U.S. job creation slowed by snow

Blizzards blamed for curtailing hiring, construction in March

46,000 new positions

With 4.2% joblessness, `economy is still in very good shape'

April 03, 1999|By BLOOMBERG NEWS

WASHINGTON -- The U.S. economy created 46,000 new jobs last month, fewer than expected and the worst monthly performance in more than three years, the government reported yesterday. Even so, the unemployment rate fell to a 29-year low of 4.2 percent, government figures showed.

The decline from February's gain of 297,000 jobs was attributed primarily to blizzards in many parts of the country, curtailing hiring by construction companies and restaurants, and isn't a sign of a slowdown, analysts said.

"The economy is still in very, very good shape," said Joel Naroff, chief economist at Naroff Economic Advisors in Holland, Penn.

In another economic report yesterday, the Commerce Department said that the number of U.S. houses, condominiums and apartments completed fell in February from an 11-year high.

Housing completions dropped 6 percent to a seasonally adjusted annual rate of 1.546 million in February after rising 14.2 percent in January to a revised 1.645 million rate. January's rate was the highest since 1.685 million units were completed in July 1987.

Completions tend to lag behind reports of construction starts by about six months. By category, builders put the finishing touches on 1.7 percent fewer single-family homes during February, while completions of apartments and other multifamily units decreased 21.5 percent.

Weather also likely played a role in the decline from February's 4.4 percent unemployment rate. The jobless rate is calculated from a separate Labor Department survey of households that found the number of Americans employed or looking for work fell last month. The number of job seekers should rebound this month as temperatures rise, analysts said.

Last month's job gain was the smallest since the economy lost 48,000 jobs in January 1996 -- after a major blizzard blanketed the East Coast.

It also fell far short of economists' forecast of an increase of 147,000 for the month.

While Naroff said the drop in the jobless rate to the lowest since February 1970 suggests that "there have got to be pressures building," wage gains last month were tempered, as workers' average hourly wages rose 0.2 percent after a 0.2 percent February increase.

Construction employment fell by 47,000, the biggest decline since a 55,000 drop in March 1993, and employment at restaurants and bars fell by 48,000 as Americans stayed home to shovel out.

Manufacturing employment fell by 35,000 last month, surprising analysts who expected factory payrolls to stabilize after falling by 381,000 during the past 12 months.
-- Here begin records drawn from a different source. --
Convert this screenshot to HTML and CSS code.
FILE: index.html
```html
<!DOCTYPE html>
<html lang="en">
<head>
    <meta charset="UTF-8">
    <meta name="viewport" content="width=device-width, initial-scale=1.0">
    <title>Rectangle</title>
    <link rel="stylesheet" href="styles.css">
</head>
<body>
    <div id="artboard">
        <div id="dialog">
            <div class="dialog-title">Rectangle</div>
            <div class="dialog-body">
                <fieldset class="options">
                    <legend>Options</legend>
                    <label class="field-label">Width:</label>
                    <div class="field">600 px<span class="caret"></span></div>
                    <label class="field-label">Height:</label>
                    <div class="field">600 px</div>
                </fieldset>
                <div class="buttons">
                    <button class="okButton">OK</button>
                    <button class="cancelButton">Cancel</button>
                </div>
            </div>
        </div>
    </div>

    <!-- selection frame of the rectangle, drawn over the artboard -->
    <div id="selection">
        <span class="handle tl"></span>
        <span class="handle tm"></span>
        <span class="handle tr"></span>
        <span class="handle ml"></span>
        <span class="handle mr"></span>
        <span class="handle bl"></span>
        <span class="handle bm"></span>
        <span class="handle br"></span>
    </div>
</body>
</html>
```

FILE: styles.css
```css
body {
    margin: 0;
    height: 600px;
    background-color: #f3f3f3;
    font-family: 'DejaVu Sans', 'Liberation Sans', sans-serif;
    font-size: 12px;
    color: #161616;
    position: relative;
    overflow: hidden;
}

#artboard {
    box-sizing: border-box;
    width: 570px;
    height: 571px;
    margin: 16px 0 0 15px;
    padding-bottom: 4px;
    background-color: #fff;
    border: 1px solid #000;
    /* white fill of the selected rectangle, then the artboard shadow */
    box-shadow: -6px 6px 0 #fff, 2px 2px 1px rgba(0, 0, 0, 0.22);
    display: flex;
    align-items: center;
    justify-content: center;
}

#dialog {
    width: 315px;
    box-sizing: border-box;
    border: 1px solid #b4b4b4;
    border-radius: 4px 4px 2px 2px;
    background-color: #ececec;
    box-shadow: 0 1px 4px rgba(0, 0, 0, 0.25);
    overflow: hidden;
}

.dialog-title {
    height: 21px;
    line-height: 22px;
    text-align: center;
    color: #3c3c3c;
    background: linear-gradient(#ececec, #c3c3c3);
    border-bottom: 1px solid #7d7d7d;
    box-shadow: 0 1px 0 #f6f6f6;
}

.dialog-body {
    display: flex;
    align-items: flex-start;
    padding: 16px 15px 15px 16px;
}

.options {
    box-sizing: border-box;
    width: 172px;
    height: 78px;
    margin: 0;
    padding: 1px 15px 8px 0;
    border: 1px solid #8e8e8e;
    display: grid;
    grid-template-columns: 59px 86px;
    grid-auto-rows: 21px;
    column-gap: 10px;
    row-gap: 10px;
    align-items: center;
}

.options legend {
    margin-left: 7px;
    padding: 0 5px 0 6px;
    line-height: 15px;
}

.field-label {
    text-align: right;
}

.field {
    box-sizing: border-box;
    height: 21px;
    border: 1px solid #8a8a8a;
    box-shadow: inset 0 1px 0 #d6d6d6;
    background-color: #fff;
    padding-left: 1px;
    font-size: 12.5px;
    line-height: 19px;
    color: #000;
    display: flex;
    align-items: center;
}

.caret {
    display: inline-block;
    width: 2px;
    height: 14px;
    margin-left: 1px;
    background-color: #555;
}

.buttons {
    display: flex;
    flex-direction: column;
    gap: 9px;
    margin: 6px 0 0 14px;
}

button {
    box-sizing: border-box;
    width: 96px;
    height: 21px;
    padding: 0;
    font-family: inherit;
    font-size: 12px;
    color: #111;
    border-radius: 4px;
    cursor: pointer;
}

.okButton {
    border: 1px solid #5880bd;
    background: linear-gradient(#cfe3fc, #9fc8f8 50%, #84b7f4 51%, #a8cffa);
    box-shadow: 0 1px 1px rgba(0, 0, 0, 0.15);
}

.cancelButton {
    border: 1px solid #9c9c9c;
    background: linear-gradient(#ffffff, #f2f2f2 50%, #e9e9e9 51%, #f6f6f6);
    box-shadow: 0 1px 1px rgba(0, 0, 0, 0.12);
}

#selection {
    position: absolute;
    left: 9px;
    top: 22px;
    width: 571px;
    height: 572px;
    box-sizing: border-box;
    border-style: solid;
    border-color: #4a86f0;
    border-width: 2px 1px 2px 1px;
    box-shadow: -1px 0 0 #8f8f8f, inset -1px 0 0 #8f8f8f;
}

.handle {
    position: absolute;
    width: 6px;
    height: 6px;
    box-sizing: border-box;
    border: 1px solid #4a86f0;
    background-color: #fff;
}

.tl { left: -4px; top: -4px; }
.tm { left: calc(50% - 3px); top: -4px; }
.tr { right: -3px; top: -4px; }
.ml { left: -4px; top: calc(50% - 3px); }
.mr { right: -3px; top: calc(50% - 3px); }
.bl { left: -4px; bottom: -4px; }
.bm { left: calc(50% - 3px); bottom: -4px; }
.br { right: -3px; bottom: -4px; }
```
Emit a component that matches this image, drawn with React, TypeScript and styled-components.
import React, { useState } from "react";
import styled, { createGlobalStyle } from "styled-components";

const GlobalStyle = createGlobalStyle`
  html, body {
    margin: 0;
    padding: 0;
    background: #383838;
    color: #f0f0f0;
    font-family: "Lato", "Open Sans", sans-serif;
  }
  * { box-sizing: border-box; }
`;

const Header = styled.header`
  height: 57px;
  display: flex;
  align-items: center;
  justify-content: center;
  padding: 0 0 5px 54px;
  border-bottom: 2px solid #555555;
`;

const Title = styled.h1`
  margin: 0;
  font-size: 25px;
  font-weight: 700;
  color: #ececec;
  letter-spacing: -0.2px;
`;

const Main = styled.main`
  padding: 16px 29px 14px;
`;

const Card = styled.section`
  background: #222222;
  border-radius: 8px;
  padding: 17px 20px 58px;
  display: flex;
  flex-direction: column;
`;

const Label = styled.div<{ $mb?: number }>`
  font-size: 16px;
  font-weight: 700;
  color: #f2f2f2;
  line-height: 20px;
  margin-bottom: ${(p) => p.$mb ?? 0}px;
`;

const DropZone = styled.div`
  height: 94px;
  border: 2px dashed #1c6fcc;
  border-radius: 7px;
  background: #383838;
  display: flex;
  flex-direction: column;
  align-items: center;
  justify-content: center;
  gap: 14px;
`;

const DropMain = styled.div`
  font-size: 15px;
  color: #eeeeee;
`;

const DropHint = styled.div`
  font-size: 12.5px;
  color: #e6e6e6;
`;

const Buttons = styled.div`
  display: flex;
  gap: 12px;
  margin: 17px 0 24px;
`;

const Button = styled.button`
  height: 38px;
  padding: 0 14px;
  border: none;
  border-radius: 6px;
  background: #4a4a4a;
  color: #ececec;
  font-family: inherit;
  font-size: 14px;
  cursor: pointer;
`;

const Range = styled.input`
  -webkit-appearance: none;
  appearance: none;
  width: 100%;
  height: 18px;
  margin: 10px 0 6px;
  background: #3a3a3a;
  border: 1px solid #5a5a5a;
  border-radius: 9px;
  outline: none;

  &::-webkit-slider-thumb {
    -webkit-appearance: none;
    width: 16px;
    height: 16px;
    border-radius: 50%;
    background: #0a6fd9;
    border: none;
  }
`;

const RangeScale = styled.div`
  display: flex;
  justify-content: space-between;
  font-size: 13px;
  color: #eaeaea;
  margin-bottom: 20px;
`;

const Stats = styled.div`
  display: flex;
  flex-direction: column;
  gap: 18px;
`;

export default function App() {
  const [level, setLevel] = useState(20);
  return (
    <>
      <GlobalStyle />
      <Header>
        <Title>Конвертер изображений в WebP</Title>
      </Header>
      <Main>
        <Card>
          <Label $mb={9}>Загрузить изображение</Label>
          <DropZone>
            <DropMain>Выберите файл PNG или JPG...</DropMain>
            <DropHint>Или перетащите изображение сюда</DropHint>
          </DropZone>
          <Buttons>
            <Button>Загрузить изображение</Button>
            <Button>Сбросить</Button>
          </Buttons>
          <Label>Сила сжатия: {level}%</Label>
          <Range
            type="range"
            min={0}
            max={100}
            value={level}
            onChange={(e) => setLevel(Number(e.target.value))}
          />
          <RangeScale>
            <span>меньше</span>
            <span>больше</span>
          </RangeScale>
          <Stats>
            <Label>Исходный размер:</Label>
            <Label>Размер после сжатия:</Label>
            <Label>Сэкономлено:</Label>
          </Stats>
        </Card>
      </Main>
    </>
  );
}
That conflicts with other reports on manufacturing, including yesterday's National Association of Purchasing Management survey, which reported that layoffs were slowing.

"It's entirely possible we're getting such good productivity growth in manufacturing, we don't need to add workers," even as factory output picks up, said Nick Perna, chief economist at Fleet Financial Group in Hartford, Conn.
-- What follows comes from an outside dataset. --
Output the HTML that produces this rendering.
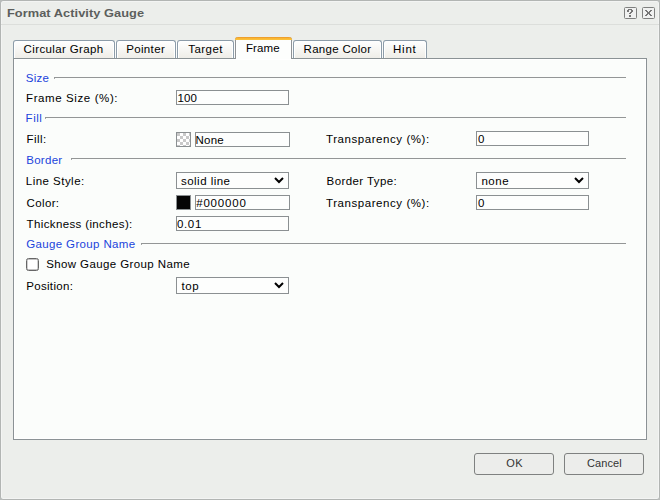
<!DOCTYPE html>
<html><head><meta charset="utf-8">
<style>
*{box-sizing:border-box;margin:0;padding:0}
html,body{width:660px;height:500px;overflow:hidden;background:#b9bcba}
body{font-family:"Liberation Sans",sans-serif;font-size:11.5px;color:#000;position:relative}
.dlg{position:absolute;left:0;top:0;width:660px;height:500px;background:#eceeeb;border:1px solid #b2b5b3;border-radius:3px;box-shadow:inset 0 0 0 1px #f3f4f3}
.t,.hdr,.title{position:absolute;white-space:nowrap;line-height:16px;font-size:11.5px}
.title{font-weight:bold;font-size:12.8px;color:#5c5e5d}
.hdr{color:#1a44dc}
.sep{position:absolute;left:1px;top:24px;width:658px;height:1px;background:#dcdedb}
.tab{position:absolute;top:40px;height:18px;border:1px solid #8d9ca9;border-bottom:none;border-radius:3px 3px 0 0;background:linear-gradient(#ffffff,#efede8);box-shadow:inset 1px 1px 0 #fff,inset -1px 0 0 #fff}
.tab.act{top:37px;height:22px;background:#fdfefd;border:none;border-left:1px solid #8f9295;border-right:1px solid #8f9295;border-radius:3px 3px 0 0}
.obar{position:absolute;left:235px;top:37px;width:57px;height:3px;border-radius:3px 3px 0 0;background:linear-gradient(#e8932a,#f9b534 45%,#fcc53d)}
.panel{position:absolute;left:13px;top:58px;width:634px;height:382px;border:1px solid #8b9295;background:#fbfdfb;box-shadow:inset 0 0 0 1px #fff}
.hl{position:absolute;height:1px;background:#939696}
.tk{position:absolute;width:1px;height:1px;background:#a5a8a8}
.inp{position:absolute;height:15px;border:1px solid #8b9092;background:#fdfefd}
.sel{position:absolute;height:17px;border:1px solid #8b9092;background:#fdfefd}
.bt{position:absolute;top:453px;width:80px;height:22px;border:1px solid #7f8180;border-radius:3px;background:#ecedeb}
.btn{position:absolute;white-space:nowrap;line-height:16px;font-size:11px;color:#333}
</style></head><body>
<div class="dlg"></div>
<div id="title" class="title" style="left:7.00px;top:5.00px;letter-spacing:0.050px;transform:scaleY(0.9);transform-origin:0 12px">Format Activity Gauge</div>
<div class="sep"></div>
<svg style="position:absolute;left:624px;top:7px" width="13" height="12" viewBox="0 0 13 12"><rect x="0.5" y="0.5" width="12" height="11" rx="1" fill="#f0f1f0" stroke="#7f807f"/><g fill="#767676" shape-rendering="crispEdges"><rect x="4" y="2" width="4" height="1"/><rect x="3" y="3" width="2" height="1"/><rect x="7" y="3" width="2" height="1"/><rect x="3" y="4" width="2" height="1"/><rect x="7" y="4" width="2" height="1"/><rect x="6" y="5" width="2" height="1"/><rect x="5" y="6" width="2" height="1"/><rect x="5" y="8" width="2" height="1"/><rect x="5" y="9" width="2" height="1"/></g></svg>
<svg style="position:absolute;left:642px;top:7px" width="13" height="12" viewBox="0 0 13 12"><rect x="0.5" y="0.5" width="12" height="11" rx="1" fill="#f0f1f0" stroke="#7f807f"/><g fill="#767676" shape-rendering="crispEdges"><rect x="3" y="3" width="2" height="1"/><rect x="8" y="3" width="2" height="1"/><rect x="4" y="4" width="2" height="1"/><rect x="7" y="4" width="2" height="1"/><rect x="5" y="5" width="3" height="1"/><rect x="5" y="6" width="3" height="1"/><rect x="4" y="7" width="2" height="1"/><rect x="7" y="7" width="2" height="1"/><rect x="3" y="8" width="2" height="1"/><rect x="8" y="8" width="2" height="1"/></g></svg>
<div class="panel"></div>
<div style="position:absolute;left:14px;top:41px;width:412px;height:17px;background:#fcfcfc"></div>
<div class="tab" style="left:13px;width:102px"></div>
<div class="tab" style="left:116px;width:60px"></div>
<div class="tab" style="left:177px;width:57px"></div>
<div class="tab act" style="left:235px;width:57px"></div>
<div class="obar"></div>
<div class="tab" style="left:293px;width:89px"></div>
<div class="tab" style="left:383px;width:44px"></div>
<div id="CG" class="t" style="left:23.60px;top:41.00px;letter-spacing:0.367px">Circular Graph</div>
<div id="Pointer" class="t" style="left:126.20px;top:41.00px;letter-spacing:0.351px">Pointer</div>
<div id="Target" class="t" style="left:188.20px;top:41.00px;letter-spacing:0.460px">Target</div>
<div id="Frame" class="t" style="left:246.00px;top:40.00px;letter-spacing:0.100px">Frame</div>
<div id="RC" class="t" style="left:303.60px;top:41.00px;letter-spacing:0.290px">Range Color</div>
<div id="Hint" class="t" style="left:393.00px;top:41.00px;letter-spacing:0.763px">Hint</div>

<div id="Size" class="hdr" style="left:25.80px;top:70.00px;letter-spacing:0.234px">Size</div>
<div class="hl" style="left:54px;top:77px;width:572px"></div><div class="tk" style="left:54px;top:78px"></div>
<div id="FrameSize" class="t" style="left:26.00px;top:90.00px;letter-spacing:0.607px">Frame Size (%):</div>
<div class="inp" style="left:176px;top:90px;width:113px"></div>
<div id="v100" class="t" style="left:177.60px;top:90.00px;letter-spacing:0.100px">100</div>

<div id="Fill" class="hdr" style="left:25.60px;top:110.00px;letter-spacing:0.536px">Fill</div>
<div class="hl" style="left:45px;top:117px;width:581px"></div><div class="tk" style="left:45px;top:118px"></div>
<div id="FillL" class="t" style="left:26.60px;top:131.00px;letter-spacing:0.400px">Fill:</div>
<div class="inp" style="left:176px;top:132px;width:15px;background:conic-gradient(#fff 0 25%,#c9c9c9 0 50%,#fff 0 75%,#c9c9c9 0) 0 0/6px 6px"></div>
<div class="inp" style="left:195px;top:132px;width:95px"></div>
<div id="None" class="t" style="left:195.60px;top:132.00px;letter-spacing:0.166px">None</div>
<div id="Transp1" class="t" style="left:326.00px;top:131.00px;letter-spacing:0.562px">Transparency (%):</div>
<div class="inp" style="left:476px;top:131px;width:113px"></div>
<div id="zero1" class="t" style="left:478.00px;top:131.00px;letter-spacing:0.000px">0</div>

<div id="Border" class="hdr" style="left:26.20px;top:152.00px;letter-spacing:0.300px">Border</div>
<div class="hl" style="left:71px;top:158px;width:555px"></div><div class="tk" style="left:71px;top:159px"></div>
<div id="LineStyle" class="t" style="left:25.80px;top:173.00px;letter-spacing:0.470px">Line Style:</div>
<div class="sel" style="left:176px;top:172px;width:113px"></div>
<div id="solid" class="t" style="left:181.00px;top:173.00px;letter-spacing:0.471px">solid line</div>
<svg style="position:absolute;left:274px;top:177px" width="12" height="8" viewBox="0 0 12 8"><path d="M1 1 L5 5 L9 1" fill="none" stroke="#000" stroke-width="2"/></svg>
<div id="BorderType" class="t" style="left:326.60px;top:173.00px;letter-spacing:0.410px">Border Type:</div>
<div class="sel" style="left:476px;top:172px;width:113px"></div>
<div id="none" class="t" style="left:481.40px;top:173.00px;letter-spacing:0.534px">none</div>
<svg style="position:absolute;left:574px;top:177px" width="12" height="8" viewBox="0 0 12 8"><path d="M1 1 L5 5 L9 1" fill="none" stroke="#000" stroke-width="2"/></svg>

<div id="Color" class="t" style="left:26.60px;top:195.00px;letter-spacing:0.360px">Color:</div>
<div class="inp" style="left:176px;top:195px;width:15px;background:#050505"></div>
<div class="inp" style="left:195px;top:195px;width:95px"></div>
<div id="hex" class="t" style="left:196.20px;top:195.00px;letter-spacing:0.815px">#000000</div>
<div id="Transp2" class="t" style="left:326.00px;top:195.00px;letter-spacing:0.562px">Transparency (%):</div>
<div class="inp" style="left:476px;top:195px;width:113px"></div>
<div id="zero2" class="t" style="left:478.00px;top:195.00px;letter-spacing:0.000px">0</div>

<div id="Thick" class="t" style="left:26.60px;top:216.00px;letter-spacing:0.368px">Thickness (inches):</div>
<div class="inp" style="left:176px;top:216px;width:113px"></div>
<div id="v001" class="t" style="left:177.00px;top:216.00px;letter-spacing:0.634px">0.01</div>

<div id="GGN" class="hdr" style="left:26.20px;top:236.00px;letter-spacing:0.360px">Gauge Group Name</div>
<div class="hl" style="left:141px;top:243px;width:485px"></div><div class="tk" style="left:141px;top:244px"></div>
<div style="position:absolute;left:26px;top:258px;width:13px;height:13px;border:1px solid #666;border-radius:2.5px;background:#fff;box-shadow:inset 0 0 0 0.4px #888"></div>
<div id="Show" class="t" style="left:46.20px;top:256.00px;letter-spacing:0.395px">Show Gauge Group Name</div>
<div id="Position" class="t" style="left:26.20px;top:278.00px;letter-spacing:0.325px">Position:</div>
<div class="sel" style="left:176px;top:277px;width:113px"></div>
<div id="top" class="t" style="left:181.60px;top:278.00px;letter-spacing:0.500px">top</div>
<svg style="position:absolute;left:274px;top:282px" width="12" height="8" viewBox="0 0 12 8"><path d="M1 1 L5 5 L9 1" fill="none" stroke="#000" stroke-width="2"/></svg>

<div class="bt" style="left:474px"></div>
<div class="bt" style="left:564px"></div>
<div id="OK" class="btn" style="left:506.20px;top:455.00px;letter-spacing:0.600px">OK</div>
<div id="Cancel" class="btn" style="left:587.00px;top:455.00px;letter-spacing:0.100px">Cancel</div>
</body></html>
U.S. productivity, or worker output per hour, grew at a 4.6 percent annual rate in the fourth quarter of last year.

That is four times the average annual productivity growth during the past two decades of about 1.1 percent.

Workers' average hourly earnings, a gauge of business costs, rose 3 cents to $13.09 last month, although Perna said inflation-wary investors should be "a little careful about breaking out the champagne" on that number.